Fields and churches, mills and dwellings clustered or singled themselves out. Saint-Cyr de Cameyrac parish came into existence. Wine was in great demand and fetched very handsome prices, both in France and abroad.
The domain lands were born, but not Chateau Beauval. That would take a few more owning families, centuries and the estate consolidation of one of Montesquieu's grand-nephews: Laurent de Loyac, Lord of Beauval. He did so in 1780, building his Chartreuse where it sits to this day and giving it its proper name, as in French Beauval means Beautiful Vale...
The French Revolution came, Saint-Cyr de Cameyrac parish became the Commune de Cameyrac and Laurent de Loyac was guillotined and the Estate changed yet hands again. But the land remained.
Then Cameyrac itself disappeared as it was united to neighboring Saint Sulpice to form today's Commune of St Sulpice et Cameyrac. The date was June 12, 1812. And who better than Emperor Napoleon the 1rst to come in person to sign the decree?
But as with all things human, the Empire came to pass and a new revolution brewed. Chateau Beauval had seen changes as well. New owners with a predilection for game hunting. Winegrowing was ignored for a while, but came back on strong as the second half of the 19th century came to be.
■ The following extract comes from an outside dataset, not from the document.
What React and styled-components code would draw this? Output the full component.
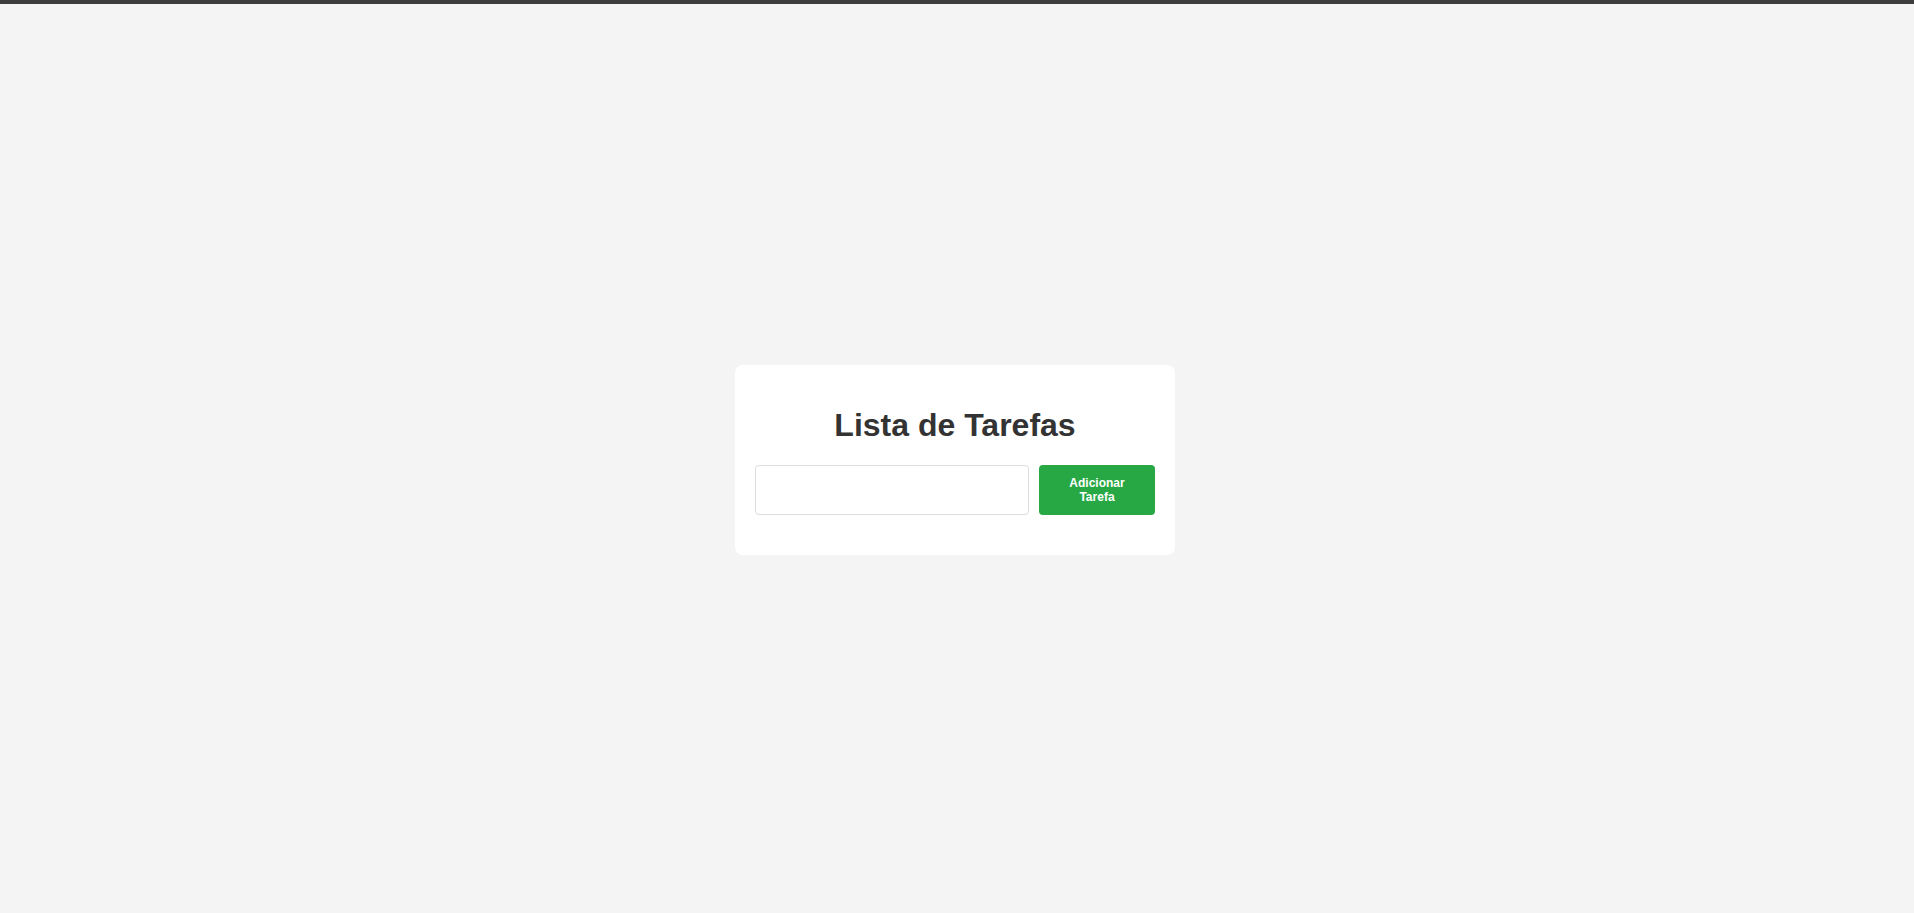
import React, { useState } from 'react';
import styled, { createGlobalStyle } from 'styled-components';

const GlobalStyle = createGlobalStyle`
  html, body {
    margin: 0;
    padding: 0;
    height: 100%;
  }
  body {
    font-family: 'Liberation Sans', Arial, sans-serif;
    background: #f4f4f4;
  }
  #root {
    height: 100%;
  }
`;

const Page = styled.div`
  height: 100vh;
  display: flex;
  flex-direction: column;
`;

const TopBar = styled.div`
  height: 4px;
  background: #3d3d3d;
  flex-shrink: 0;
`;

const Stage = styled.main`
  flex: 1;
  display: flex;
  align-items: center;
  justify-content: center;
  padding: 3px 4px 0 0;
`;

const Card = styled.div`
  width: 440px;
  box-sizing: border-box;
  padding: 20px;
  background: #fff;
  border-radius: 8px;
`;

const Title = styled.h1`
  margin: 21.44px 0;
  font-size: 32px;
  font-weight: bold;
  text-align: center;
  color: #333;
`;

const Form = styled.form`
  display: flex;
  gap: 10px;
  align-items: stretch;
`;

const TaskInput = styled.input`
  flex: 1;
  min-width: 0;
  box-sizing: border-box;
  height: 50px;
  padding: 10px;
  font-size: 16px;
  font-family: inherit;
  border: 1px solid #ddd;
  border-radius: 4px;
  outline: none;
`;

const AddButton = styled.button`
  width: 116px;
  box-sizing: border-box;
  padding: 0 20px;
  background: #28a745;
  color: #fff;
  border: none;
  border-radius: 4px;
  font-family: inherit;
  font-size: 12px;
  font-weight: bold;
  line-height: 14px;
  cursor: pointer;
`;

const TaskList = styled.ul`
  list-style: none;
  margin: 20px 0 0;
  padding: 0;
`;

export default function App() {
  const [text, setText] = useState('');
  const [tasks, setTasks] = useState([]);

  const addTask = (e) => {
    e.preventDefault();
    if (!text.trim()) return;
    setTasks([...tasks, text.trim()]);
    setText('');
  };

  return (
    <>
      <GlobalStyle />
      <Page>
        <TopBar />
        <Stage>
          <Card>
            <Title>Lista de Tarefas</Title>
            <Form onSubmit={addTask}>
              <TaskInput value={text} onChange={(e) => setText(e.target.value)} />
              <AddButton type='submit'>Adicionar Tarefa</AddButton>
            </Form>
            <TaskList>
              {tasks.map((t, i) => (
                <li key={i}>{t}</li>
              ))}
            </TaskList>
          </Card>
        </Stage>
      </Page>
    </>
  );
}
And the land remained. Full of promises.
And so it met a benefactor. Oh, his name won't be familiar, but he truly was a most modern man. In fact, some call him the original French ecologist as he has turned Paris into a green city. His name is Jean- Charles Adolphe Alphand. He can rightfully be credited with giving life to both Napoleon III and Baron Haussmann's dreams: a new Paris, but a greener one. Just think: Champs Elysées and Trocadero Gardens, Monceau, Buttes-Chaumont and Montsouris parks, Bois de Vincennes and Boulogne. And not just Paris. He also created famed Borely Park in Marseille...just to mention a few, and renovated completely Chateau Beauval with a keen eye on all things green and visual perspectives.
And so we have come full circle, as his inheritors passed on their stewardship to no other than Stéphanie and Alexandre.
And still the land awaits. Indeed, for they themselves do not know how blessed it is. Not yet that is.